=== Task description ===
Lines that hold the word "styles" should be located and copied.

Records with interface code:
■ ■ ■ ■

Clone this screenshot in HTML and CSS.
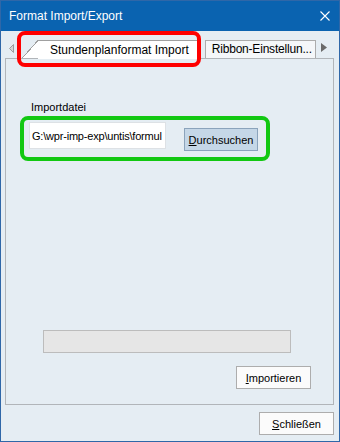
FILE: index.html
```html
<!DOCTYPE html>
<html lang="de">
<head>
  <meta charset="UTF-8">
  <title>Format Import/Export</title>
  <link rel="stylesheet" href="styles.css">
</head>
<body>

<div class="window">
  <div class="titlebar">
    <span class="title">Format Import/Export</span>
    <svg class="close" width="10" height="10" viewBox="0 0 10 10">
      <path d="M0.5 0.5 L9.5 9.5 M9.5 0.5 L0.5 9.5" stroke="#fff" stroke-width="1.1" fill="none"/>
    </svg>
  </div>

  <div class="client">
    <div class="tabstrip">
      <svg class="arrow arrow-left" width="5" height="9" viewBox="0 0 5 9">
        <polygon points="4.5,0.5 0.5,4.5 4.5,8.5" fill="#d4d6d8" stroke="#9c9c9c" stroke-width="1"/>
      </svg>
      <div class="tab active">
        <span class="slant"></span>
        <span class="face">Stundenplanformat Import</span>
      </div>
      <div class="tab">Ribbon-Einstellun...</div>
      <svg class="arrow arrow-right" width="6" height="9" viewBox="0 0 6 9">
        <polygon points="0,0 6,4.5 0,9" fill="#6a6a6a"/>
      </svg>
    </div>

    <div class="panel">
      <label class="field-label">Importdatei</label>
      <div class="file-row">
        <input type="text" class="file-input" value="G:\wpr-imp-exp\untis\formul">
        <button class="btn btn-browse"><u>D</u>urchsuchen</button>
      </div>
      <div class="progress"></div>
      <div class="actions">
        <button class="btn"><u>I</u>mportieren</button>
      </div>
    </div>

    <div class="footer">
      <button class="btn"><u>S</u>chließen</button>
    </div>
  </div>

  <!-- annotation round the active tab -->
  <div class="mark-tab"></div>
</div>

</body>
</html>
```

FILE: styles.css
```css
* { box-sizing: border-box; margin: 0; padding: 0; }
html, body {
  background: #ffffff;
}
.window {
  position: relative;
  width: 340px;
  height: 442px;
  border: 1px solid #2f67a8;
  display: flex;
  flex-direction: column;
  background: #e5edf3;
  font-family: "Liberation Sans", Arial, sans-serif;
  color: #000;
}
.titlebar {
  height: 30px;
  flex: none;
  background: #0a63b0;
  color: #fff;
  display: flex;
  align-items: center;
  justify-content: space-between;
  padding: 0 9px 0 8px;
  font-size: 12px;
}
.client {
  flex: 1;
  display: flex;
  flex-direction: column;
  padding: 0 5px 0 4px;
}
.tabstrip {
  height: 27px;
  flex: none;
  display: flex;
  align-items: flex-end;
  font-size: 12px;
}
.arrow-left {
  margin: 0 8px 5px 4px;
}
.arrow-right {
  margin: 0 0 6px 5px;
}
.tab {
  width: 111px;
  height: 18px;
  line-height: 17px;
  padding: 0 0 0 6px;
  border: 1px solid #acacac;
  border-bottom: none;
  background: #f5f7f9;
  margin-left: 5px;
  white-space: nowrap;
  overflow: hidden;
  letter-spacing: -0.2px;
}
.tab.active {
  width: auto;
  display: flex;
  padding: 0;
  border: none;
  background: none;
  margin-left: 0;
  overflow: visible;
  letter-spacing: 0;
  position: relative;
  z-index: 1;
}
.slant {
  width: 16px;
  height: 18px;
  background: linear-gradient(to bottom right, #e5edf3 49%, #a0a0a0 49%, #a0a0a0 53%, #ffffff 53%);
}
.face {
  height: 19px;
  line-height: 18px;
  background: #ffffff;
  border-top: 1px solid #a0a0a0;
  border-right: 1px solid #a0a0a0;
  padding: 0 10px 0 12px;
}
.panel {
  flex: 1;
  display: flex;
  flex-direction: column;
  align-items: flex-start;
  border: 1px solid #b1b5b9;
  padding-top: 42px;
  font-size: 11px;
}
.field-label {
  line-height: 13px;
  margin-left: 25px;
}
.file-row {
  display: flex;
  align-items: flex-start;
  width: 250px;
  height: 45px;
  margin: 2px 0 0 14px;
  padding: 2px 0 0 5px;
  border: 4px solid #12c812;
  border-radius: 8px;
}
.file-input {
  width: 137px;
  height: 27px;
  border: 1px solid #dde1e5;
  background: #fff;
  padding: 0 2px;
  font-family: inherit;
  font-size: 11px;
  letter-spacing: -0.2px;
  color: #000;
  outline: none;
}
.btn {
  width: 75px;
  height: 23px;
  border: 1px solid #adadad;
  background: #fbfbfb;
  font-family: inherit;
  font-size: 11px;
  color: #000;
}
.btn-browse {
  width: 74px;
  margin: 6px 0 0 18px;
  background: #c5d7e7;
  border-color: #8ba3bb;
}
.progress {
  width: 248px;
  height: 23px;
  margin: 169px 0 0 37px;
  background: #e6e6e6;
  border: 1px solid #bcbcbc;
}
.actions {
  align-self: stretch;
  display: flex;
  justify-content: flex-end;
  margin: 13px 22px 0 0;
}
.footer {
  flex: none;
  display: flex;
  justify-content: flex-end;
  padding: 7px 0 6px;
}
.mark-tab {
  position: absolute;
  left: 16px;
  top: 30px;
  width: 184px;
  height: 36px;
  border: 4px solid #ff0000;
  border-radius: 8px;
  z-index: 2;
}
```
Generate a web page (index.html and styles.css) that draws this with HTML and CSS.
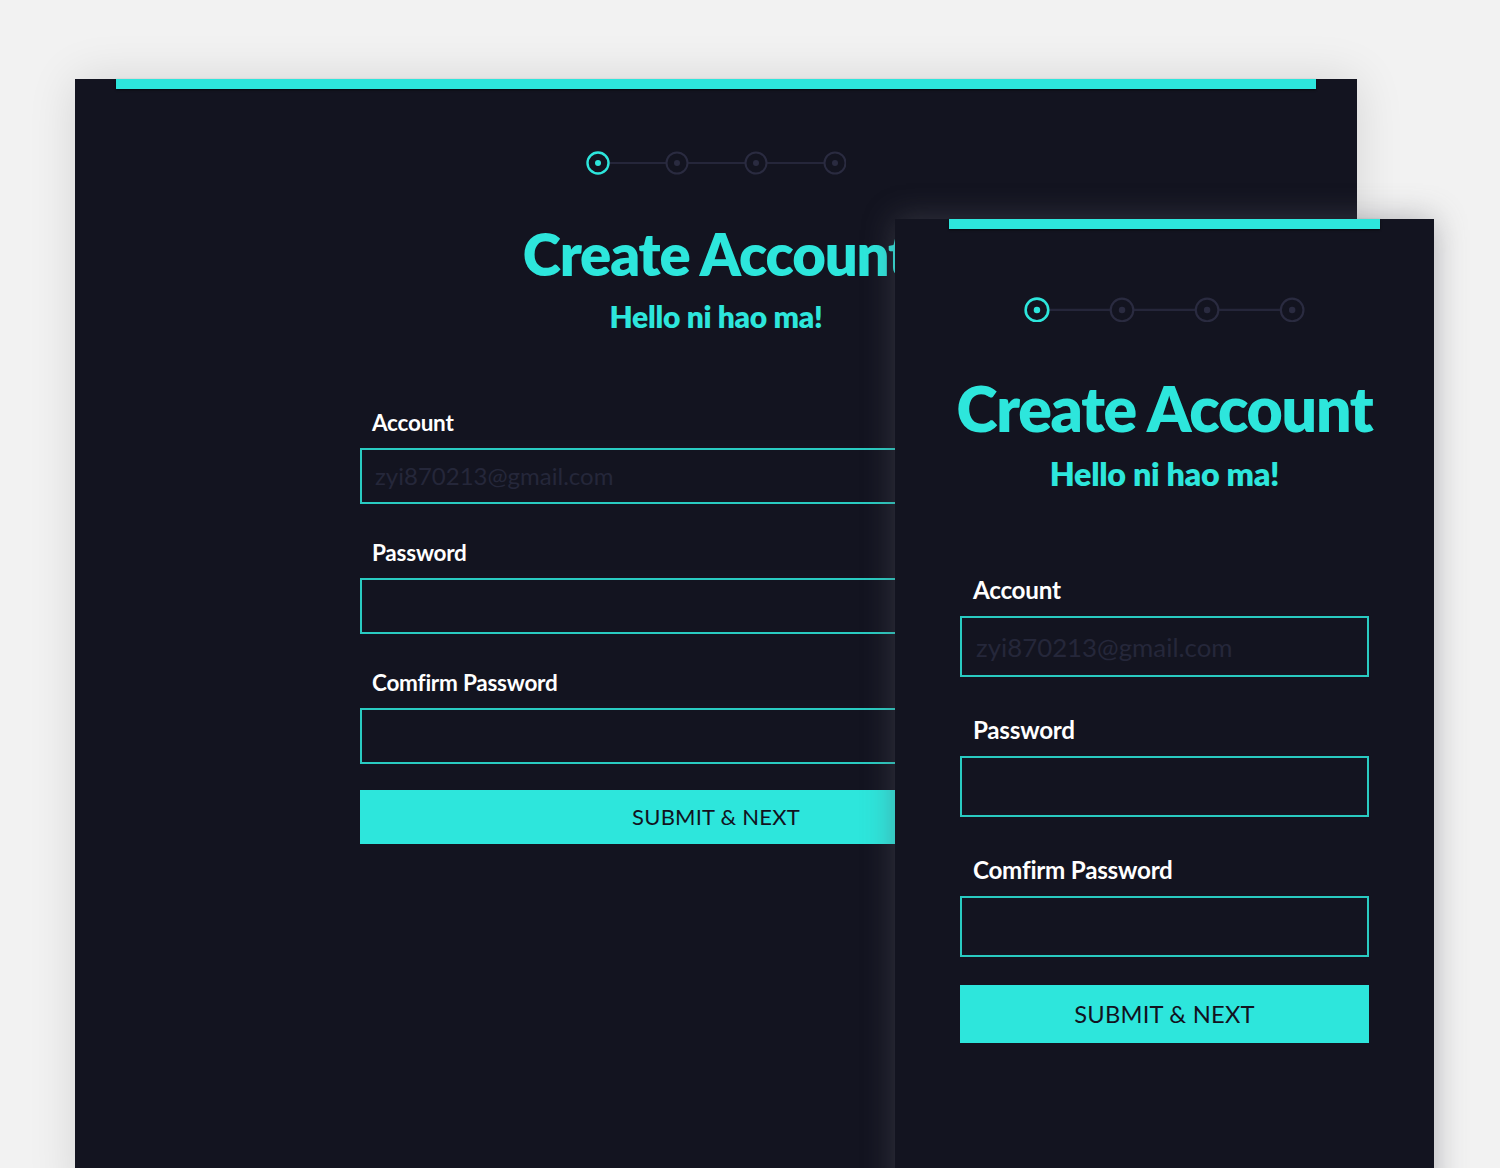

■ ■ ■ ■

=== Expected answer ===
  <link rel="stylesheet" href="styles.css">
FILE: styles.css
Generate a web page (index.html and styles.css) that draws this with HTML and CSS.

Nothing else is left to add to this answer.